Exercise requirements:
Your answer should be a single number: the count of lines containing the string "that".

Dataset excerpts:
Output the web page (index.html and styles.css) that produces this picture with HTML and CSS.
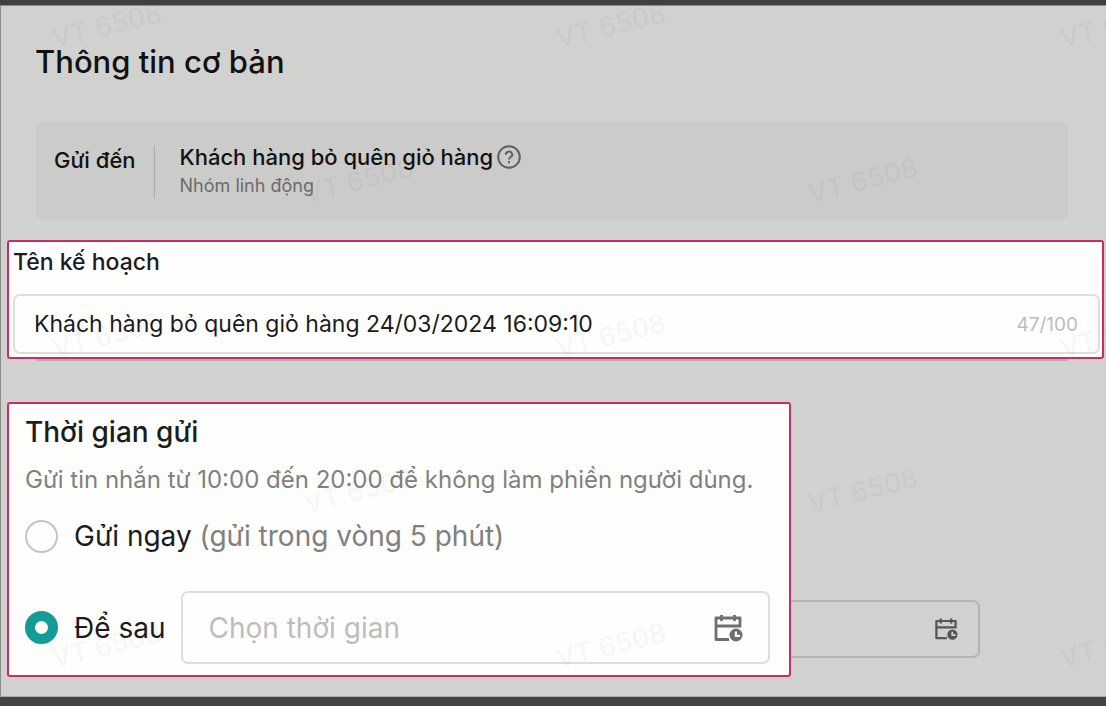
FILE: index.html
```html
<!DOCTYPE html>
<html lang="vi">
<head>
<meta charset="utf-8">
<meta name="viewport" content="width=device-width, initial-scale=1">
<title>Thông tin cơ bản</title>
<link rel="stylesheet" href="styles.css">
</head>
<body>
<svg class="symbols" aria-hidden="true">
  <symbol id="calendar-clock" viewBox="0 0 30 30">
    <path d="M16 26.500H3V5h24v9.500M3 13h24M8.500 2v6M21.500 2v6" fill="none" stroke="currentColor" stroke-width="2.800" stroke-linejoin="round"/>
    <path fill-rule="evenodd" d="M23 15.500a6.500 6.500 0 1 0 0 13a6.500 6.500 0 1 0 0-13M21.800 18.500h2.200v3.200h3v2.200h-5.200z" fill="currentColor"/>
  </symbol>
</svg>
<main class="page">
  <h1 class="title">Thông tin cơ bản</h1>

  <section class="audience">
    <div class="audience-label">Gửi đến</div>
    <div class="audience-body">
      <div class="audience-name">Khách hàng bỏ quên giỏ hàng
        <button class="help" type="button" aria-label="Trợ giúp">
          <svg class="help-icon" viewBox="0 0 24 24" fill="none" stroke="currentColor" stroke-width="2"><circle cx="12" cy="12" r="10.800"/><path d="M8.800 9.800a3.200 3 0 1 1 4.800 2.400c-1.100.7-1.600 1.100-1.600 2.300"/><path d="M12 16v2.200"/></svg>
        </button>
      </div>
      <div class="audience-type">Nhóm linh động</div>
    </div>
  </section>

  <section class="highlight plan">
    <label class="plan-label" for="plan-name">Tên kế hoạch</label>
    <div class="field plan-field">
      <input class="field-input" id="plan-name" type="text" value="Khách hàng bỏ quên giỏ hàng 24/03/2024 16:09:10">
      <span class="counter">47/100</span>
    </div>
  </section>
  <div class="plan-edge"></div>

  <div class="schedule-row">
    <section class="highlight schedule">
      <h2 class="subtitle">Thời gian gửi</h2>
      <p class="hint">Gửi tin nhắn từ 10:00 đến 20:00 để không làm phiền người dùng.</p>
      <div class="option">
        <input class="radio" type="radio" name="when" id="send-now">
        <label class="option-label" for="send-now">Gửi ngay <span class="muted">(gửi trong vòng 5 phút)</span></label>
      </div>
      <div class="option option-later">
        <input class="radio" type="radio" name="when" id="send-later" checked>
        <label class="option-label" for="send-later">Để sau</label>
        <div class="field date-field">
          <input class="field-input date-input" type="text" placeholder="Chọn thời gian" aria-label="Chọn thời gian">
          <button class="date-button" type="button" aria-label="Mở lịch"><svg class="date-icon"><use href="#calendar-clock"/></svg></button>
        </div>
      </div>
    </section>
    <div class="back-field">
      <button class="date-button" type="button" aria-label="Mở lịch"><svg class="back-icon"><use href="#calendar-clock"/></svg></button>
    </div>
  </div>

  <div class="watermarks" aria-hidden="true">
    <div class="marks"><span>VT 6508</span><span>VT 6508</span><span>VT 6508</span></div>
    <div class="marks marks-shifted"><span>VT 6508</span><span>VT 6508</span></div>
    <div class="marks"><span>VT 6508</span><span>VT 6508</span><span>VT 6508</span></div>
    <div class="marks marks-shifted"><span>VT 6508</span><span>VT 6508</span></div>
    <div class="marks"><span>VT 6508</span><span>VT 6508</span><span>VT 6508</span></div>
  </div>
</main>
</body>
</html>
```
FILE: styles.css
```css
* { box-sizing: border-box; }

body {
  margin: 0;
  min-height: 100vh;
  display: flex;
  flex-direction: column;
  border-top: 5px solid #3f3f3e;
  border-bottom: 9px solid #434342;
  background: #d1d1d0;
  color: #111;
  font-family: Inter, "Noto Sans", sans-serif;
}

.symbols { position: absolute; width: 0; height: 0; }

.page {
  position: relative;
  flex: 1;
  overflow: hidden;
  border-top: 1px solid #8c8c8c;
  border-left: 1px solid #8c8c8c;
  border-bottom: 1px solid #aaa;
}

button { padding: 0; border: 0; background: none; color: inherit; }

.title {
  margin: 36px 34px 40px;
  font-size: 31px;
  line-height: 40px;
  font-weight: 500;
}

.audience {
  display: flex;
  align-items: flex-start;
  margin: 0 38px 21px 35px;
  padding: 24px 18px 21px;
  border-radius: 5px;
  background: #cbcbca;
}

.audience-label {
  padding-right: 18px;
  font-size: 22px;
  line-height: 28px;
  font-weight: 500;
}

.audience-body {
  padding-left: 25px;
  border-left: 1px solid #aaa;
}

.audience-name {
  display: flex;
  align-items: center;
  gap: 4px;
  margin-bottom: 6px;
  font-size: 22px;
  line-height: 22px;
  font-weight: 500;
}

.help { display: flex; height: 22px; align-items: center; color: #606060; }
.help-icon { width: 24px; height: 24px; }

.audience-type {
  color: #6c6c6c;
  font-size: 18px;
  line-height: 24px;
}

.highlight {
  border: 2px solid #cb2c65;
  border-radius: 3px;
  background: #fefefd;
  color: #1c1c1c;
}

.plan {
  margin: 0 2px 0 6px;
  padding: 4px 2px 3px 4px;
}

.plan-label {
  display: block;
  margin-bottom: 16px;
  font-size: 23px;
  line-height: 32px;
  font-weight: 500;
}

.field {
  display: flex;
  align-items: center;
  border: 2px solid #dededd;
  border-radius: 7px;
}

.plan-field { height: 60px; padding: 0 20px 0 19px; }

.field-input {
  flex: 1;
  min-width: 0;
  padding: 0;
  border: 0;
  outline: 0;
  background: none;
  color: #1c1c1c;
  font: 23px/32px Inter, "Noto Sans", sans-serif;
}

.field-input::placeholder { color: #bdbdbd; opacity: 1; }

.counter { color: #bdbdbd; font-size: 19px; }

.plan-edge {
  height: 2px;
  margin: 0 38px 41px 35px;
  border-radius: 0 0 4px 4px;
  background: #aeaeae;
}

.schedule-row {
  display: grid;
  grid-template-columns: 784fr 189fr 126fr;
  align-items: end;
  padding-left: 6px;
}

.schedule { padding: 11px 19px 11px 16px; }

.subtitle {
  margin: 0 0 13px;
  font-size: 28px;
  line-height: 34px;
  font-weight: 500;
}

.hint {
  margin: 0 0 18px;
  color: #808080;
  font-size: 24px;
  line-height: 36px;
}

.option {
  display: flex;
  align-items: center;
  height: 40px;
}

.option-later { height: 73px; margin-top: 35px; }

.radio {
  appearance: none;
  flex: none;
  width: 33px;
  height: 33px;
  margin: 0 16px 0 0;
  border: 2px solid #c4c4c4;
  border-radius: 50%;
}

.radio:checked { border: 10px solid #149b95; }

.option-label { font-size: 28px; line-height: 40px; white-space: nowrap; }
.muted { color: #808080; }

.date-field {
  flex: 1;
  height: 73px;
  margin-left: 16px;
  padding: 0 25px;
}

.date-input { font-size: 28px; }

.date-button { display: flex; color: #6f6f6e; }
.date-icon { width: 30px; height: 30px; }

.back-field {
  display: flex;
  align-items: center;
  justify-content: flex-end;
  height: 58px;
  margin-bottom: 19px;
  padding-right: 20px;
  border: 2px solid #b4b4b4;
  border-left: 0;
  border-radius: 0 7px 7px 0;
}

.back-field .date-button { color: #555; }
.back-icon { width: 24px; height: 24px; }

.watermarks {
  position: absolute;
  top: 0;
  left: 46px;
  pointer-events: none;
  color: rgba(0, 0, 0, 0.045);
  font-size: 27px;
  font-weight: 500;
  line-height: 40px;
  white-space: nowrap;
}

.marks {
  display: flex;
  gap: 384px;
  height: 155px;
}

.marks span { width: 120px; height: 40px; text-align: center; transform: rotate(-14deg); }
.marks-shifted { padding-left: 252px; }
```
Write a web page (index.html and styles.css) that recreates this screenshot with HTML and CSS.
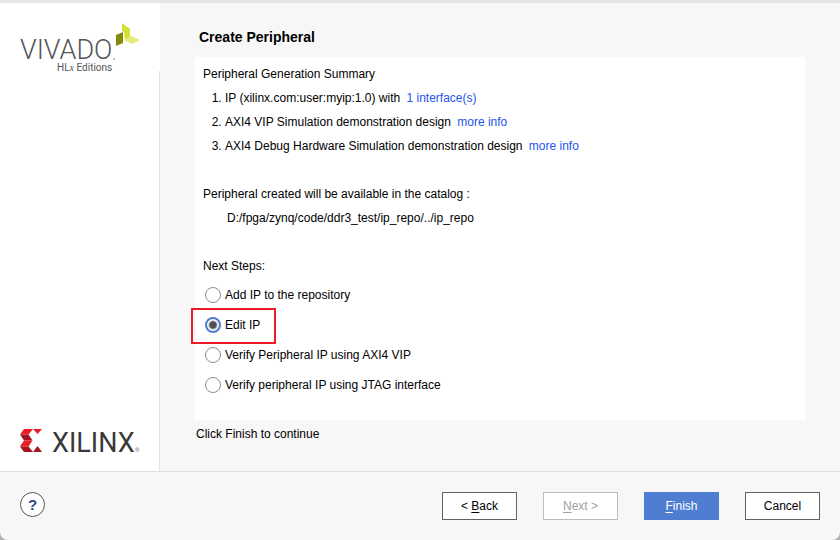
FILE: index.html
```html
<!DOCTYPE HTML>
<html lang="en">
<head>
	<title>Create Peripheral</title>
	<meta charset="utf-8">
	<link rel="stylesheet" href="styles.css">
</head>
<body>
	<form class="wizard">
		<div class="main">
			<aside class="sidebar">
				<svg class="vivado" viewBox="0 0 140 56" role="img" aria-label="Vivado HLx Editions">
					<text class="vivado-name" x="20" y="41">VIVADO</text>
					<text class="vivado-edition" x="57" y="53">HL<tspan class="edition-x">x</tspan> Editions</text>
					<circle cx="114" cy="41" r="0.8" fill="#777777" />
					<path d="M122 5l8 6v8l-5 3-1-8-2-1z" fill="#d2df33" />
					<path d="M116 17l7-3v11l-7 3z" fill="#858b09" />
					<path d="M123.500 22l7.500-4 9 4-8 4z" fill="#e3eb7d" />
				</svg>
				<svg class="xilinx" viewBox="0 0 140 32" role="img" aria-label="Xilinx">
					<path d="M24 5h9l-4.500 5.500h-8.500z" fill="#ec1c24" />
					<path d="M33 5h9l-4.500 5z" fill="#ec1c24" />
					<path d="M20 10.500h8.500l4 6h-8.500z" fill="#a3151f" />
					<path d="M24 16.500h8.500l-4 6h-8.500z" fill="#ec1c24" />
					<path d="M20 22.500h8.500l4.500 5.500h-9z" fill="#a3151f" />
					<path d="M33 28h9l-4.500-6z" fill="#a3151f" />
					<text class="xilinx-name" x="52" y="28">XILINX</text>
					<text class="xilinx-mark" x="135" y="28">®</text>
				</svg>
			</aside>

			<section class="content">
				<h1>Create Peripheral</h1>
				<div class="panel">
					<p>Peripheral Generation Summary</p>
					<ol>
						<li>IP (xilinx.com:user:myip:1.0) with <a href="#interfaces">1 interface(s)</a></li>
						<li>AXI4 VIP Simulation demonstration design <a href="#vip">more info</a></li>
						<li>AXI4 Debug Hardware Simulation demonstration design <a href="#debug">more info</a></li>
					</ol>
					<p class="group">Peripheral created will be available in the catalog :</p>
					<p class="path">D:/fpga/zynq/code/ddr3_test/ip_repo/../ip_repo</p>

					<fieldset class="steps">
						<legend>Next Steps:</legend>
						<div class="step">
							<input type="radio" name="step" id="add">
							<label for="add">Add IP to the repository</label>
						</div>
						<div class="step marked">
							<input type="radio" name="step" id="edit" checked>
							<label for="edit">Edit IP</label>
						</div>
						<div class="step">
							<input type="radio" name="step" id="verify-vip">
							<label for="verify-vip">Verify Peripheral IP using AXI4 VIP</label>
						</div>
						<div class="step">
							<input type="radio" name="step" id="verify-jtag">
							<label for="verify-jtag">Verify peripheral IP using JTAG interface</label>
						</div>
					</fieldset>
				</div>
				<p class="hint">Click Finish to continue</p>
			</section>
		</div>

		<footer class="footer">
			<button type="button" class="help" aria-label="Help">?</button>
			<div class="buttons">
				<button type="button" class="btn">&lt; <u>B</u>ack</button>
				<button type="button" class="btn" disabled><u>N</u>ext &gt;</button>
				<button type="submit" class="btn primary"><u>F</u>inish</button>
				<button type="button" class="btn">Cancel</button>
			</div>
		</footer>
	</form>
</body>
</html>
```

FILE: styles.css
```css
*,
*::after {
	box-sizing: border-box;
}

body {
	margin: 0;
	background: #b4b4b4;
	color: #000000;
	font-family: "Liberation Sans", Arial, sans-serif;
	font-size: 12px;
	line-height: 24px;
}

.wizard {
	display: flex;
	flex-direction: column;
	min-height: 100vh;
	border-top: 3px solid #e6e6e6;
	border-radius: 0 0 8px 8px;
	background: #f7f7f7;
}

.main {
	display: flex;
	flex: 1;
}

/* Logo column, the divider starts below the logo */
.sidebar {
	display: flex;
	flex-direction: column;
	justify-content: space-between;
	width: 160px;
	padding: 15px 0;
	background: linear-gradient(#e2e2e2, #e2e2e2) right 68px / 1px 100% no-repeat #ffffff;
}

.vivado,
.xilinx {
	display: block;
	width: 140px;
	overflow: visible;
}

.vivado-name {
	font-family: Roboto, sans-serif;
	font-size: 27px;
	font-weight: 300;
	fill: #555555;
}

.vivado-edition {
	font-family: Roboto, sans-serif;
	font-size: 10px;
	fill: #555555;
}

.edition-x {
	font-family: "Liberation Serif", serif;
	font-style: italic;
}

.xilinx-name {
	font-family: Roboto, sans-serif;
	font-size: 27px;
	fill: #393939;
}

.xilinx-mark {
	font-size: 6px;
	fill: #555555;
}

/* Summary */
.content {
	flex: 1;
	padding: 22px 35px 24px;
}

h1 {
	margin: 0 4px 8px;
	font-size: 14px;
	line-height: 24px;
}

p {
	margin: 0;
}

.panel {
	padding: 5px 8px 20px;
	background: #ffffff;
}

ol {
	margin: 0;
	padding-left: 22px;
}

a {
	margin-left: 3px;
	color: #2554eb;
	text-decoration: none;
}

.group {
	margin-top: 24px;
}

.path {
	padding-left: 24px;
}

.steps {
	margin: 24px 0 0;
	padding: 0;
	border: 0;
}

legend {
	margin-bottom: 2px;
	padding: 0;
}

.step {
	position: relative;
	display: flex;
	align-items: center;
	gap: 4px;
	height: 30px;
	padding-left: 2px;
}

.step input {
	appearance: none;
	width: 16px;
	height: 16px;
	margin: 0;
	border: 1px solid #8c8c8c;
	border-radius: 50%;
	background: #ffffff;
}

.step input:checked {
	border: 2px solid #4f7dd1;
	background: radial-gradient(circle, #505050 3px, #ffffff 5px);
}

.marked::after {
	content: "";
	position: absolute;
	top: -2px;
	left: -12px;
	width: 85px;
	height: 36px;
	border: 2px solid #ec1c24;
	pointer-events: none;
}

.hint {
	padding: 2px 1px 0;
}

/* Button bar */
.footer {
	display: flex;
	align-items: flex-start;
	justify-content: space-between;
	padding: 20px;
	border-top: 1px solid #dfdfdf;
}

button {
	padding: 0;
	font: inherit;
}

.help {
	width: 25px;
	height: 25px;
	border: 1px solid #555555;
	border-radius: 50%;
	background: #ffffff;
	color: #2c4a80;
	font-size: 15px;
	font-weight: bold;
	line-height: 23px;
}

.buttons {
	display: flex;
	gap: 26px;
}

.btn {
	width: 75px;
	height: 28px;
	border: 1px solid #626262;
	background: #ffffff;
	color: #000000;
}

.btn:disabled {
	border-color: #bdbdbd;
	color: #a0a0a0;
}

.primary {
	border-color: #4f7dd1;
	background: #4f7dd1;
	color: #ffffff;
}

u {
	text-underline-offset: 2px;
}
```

Response to this exercise:
2